To begin with, as a child I remember being fascinated by the letters of my grandparents safely guarded by my father, and by my family’s experiences of “neither here, nor there,” to quote Professor Donna Gabaccia, meaning our migration experience that influenced many aspects of our lives—from the food we ate, the clothing my mother sewed for us (and later bought), the culture that surrounded us, the economics of living, our identity growing up as a second generation Italian-Canadian, our dreams, our travels home to Italy, our schooling, the literature we relished, the history that we could relate to, etc. Then, in 1986, I travelled to Spilimbergo (PN) to visit my paternal grandmother, and there, I was introduced to the extraordinary amorous writings of my grandparents. She kept the letters in a white shoebox, I remember distinctly, a shoebox that was nowhere to be found once she passed away, disappeared.  I remember that day as though it were yesterday. There she was, standing next to me as she opened the box of letters that she and my grandfather had exchanged in the late 1920s. As she opened one of the envelopes, there on the thin, neatly transparent paper with ink bleeding through was my grandfather’s calligraphy crystallizing words of affection for my grandmother while he had been away in Amiens, France.

Love and the writing of love in letters remains at the heart of our stories as human beings. For migrants, refugees, and exiles, these letters carry the additional weight of a past anchored in a transnational space--loves past, loves found, and loves rekindled in the memory and in the present. Many times letters of this nature remain forgotten in a drawer, a shoebox, or tucked away in a dust-covered suitcase of one’s home. As material evidence of intimate relationships, migrant letters of this nature underscore the centrality of a constellation of emotions (loss, grief, guilt, nostalgia, hate, euphoria, and joy) and a defining individual experiences of mobility in relation to self, family, and nation.

As a Canadian of Italian origin, you dedicated your book on Italian postwar emigration to Canada as seen through these letter, Families, Lovers, and their Letters: Italian Postwar Migration to Canada (Winnipeg: University of Manitoba Press, 2010). Can you tell us something about the book, and your experience in writing it?

The book, Families, Lovers, and their Letters engages with a multidisciplinary historiography grounded in social history, migration history, feminist ethnography, and literary studies. It draws its findings predominantly from one primary source, letters of people who lived in primarily oral cultures and did not normally employ literary expression in their everyday lives. These letters in conditions in which we can presume were written “in the moment” on both sides of the ocean as migration was bringing changes to the daily lives, dreams, and opportunities of migrants and their loved ones. This study addresses two main research questions: First, what do the personal letters of ordinary individuals reveal about the impact of migration experienced by Italian migrants in Canada and their kin and lovers who remained in Italy during the postwar years? Second, what strategies and social, cultural, and emotional responses to migration do the letters reveal from the viewpoint of these actors?
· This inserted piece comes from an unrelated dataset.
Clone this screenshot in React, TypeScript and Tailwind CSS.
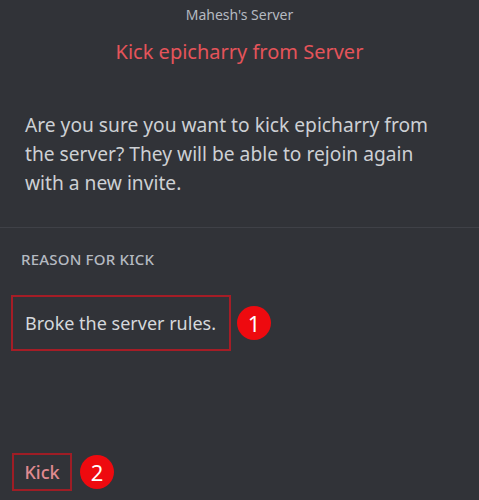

Drawing on an analysis of over 400 private letters belonging to six different families, I explore the multiple layers of significance that these letters hold both historically and anthropologically in conversation with the rapidly growing scholarly interest in immigrants’ letters. The letters I analyze have been drawn from an original archive of 800 letters that I located and collected. These letters are unique in scope and original in the sense that they have never previously been archived or analyzed. Both individually and collectively, they offer a new source on the history of postwar Italian migration to Canada. Largely of a private and semi-private nature, these letters take us inside the minds and hearts of ordinary people whose personal and family identities and circumstances were most affected by the realities of international migration. Writing the book has been an intensely personal and intellectual experience. But that is not all. Here too, the personal is political.

At the present you are working on a new book based on letters from two lovers one of whom left Italy just after WWII. Can you tell us a little about the book?

The epistolary story of Antonietta Petris and Loris Palma takes us from a rather ordinary love story of a young couple falling in love at the end of the Second World War to an extraordinary love story that unfolds amid longing, resilience, nostalgia, music, romantic ideals and desires, and migration across long distances and time. Their letters—originally written solely for one another-- allow us to pry open their intimate worlds as they viewed and experienced them. What led this couple to believe in their relationship and stay the course during perennial periods of separation within Italy and later, transnationally between Italy and Canada? What kind of mechanisms did they consciously and unconsciously employ in their letters to pull the absent lover closer, to hold a lover's ear, and to remain faithful and complicit throughout the months and year of absence? In what ways does the process of migration underpin the correspondence of the lovers? More generally, what kind of findings do letters of this nature provide in the history of migration and the history of emotions? The answers to these and other questions are woven in the love story of Antonietta and Loris told through their letters.

You must feel a little like and "archaeologist" today. It seems that there are love letters are waning from our world in light of the Internet, emails, skype, and social networks. There are many aspects to explore here... but isn't it also sad that we are losing the experience of writing letters?

So much to say about this! However, in sum, the extraordinary personal letters of migrants and their loved ones speak to nostalgia and technology, and about the so-called lost art of letter-writing, even though I’m not sure the practice of letter-writing is entirely dead.  They speak also about romantic love, compelling us to ask if the love our grandparents experienced is buried in the past or still part of our present. The letters also remind us of the experiences of familial love, of detachment and loss, of the enormous resilience and agency of our parents, our grandparents, ourselves, and migrants and refugees currently facing enormous displacements in light of the most significant migration crisis we are facing since World War II. The letters speak about the depths of our humanity over time and space, the need to reach out, to sustain ties, to desire, to dream, and to love, as part of a larger global community.